KatC Special Feature & Collection
"King and the Clown : Simple Emotions, Deeply Moved"
Prior to watching the movie, I had a lot of doubts about King and the Clown.
The fact that it broke box office records and created a huge sensation in South Korea certainly made me curious to experience its charm. Yet, at the same time, I was afraid that a good piece of the movie would be wasted on me due to my limited understanding of its background. There are many reasons for this: I am not particularly interested in homosexually-themed stories, whereas the movie has been promoted and hailed as the eastern equivalent of Brokeback Mountain; while I think the history is very interesting, I am not into nor had ever watched any Korean period palace pieces; I know nothing about Korean stage plays and donít have the imagination to visualize the transformation of a stage play into a movie. The fact that the South Korean government invited more than a hundred foreign dignitaries to watch the movie certainly gives the impression that you need to be politically savvy to appreciate the movie, much like the huge political effect that rippled around 13 Days when it was released in Taiwan. All in all, there were many reasons for me to back out of watching this movie.
Nevertheless, what needed to be done had to be done, especially for a risk-management person like myself (aka firewalker). To prepare myself, I made an effort to brush up on the historical background of the movie, especially around King Yeonsan. Alas, all my anxieties and worries proved unnecessary. Even without knowing the history, you can easily understand the movie as the key points are carefully and craftily infused into the storyline. All you need is just to be a little more attentive.
King and the Clown does not complicates its storyline by fictionalizing its historical context; instead it is just the opposite. To understand its meaning, all you need is to apply your life experiences to its historical context. You will never be in the dark as to what is happening, but you may be perplexed by the characters' states of mind and emotions. Director Li does not go as far as to fan your emotions with musical cues to remind you that it's time to shed those tears. Instead, the emotive displays are at their rawest. In other words, the actors put life into their roles and in turn the characters put life into the movie.
The Chinese title of the movie translates to "King's Man (Men)", but "King's Man(Men)" doesn't entirely emphasize on the king and the man (men) in his court. The English title is "King and the Clown", yet the story is not just about the king and his jesters. This is not to say that the movie title does not reflect its own theme closely - it does to some extent - but its content is far too rich to be expressed in so few words.
The King and the Clown is about two members of the ancient Korean underclass striving to get the upper hand; it's about their bonding friendship/relationship; it's about their love for the stage, their life-changing experiences after entering the palace court, their limitation and agony against situations over which they have no control.

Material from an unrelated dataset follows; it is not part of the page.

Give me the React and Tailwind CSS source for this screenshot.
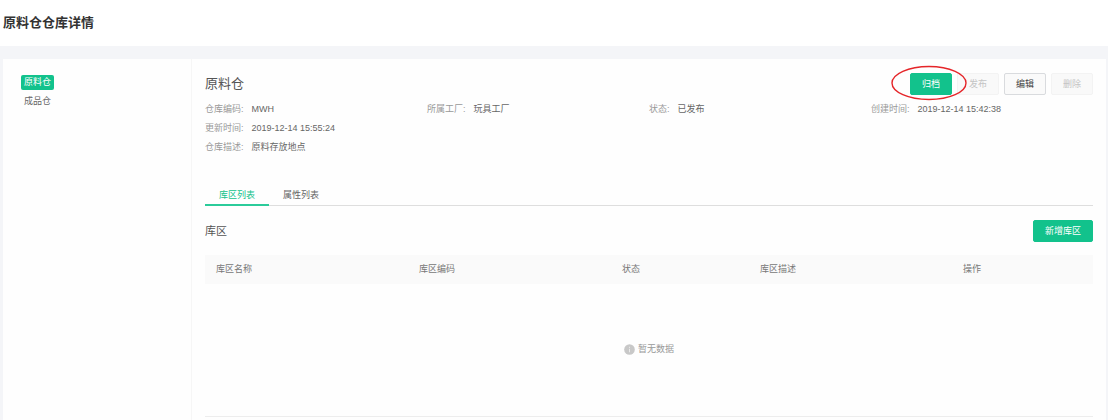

Just these two characters alone could have easily driven the story. But this is not all. Throw in an insane and tyrannical King Yeonsan - his indulgence, his pain, his fragility - and couple this with the intrigues of power, struggle and sexual rivalry, and you have one ingeniously fused yet un-confusing and certainly not disorganized movie.
Personally speaking, I am very satisfied with the structure of the story behind the movie. However, it is its group of great actors that instill the movie with soul.
King and the Clown is a tragicomedy (tragedy + comedy) that bring tears to your eyes amidst the laughter. Laughter comes not from ingenious dialogue or hilariously funny scenes, but from the vocal and body expressions and the emotive displays of the actors. The same effect could have been lost if done by somebody else. Tears come not through sorrow over the characters' tragedies or their unfortunate destinies, but rather in how they struggle in their own ways to triumph against the weight of their miserable fates.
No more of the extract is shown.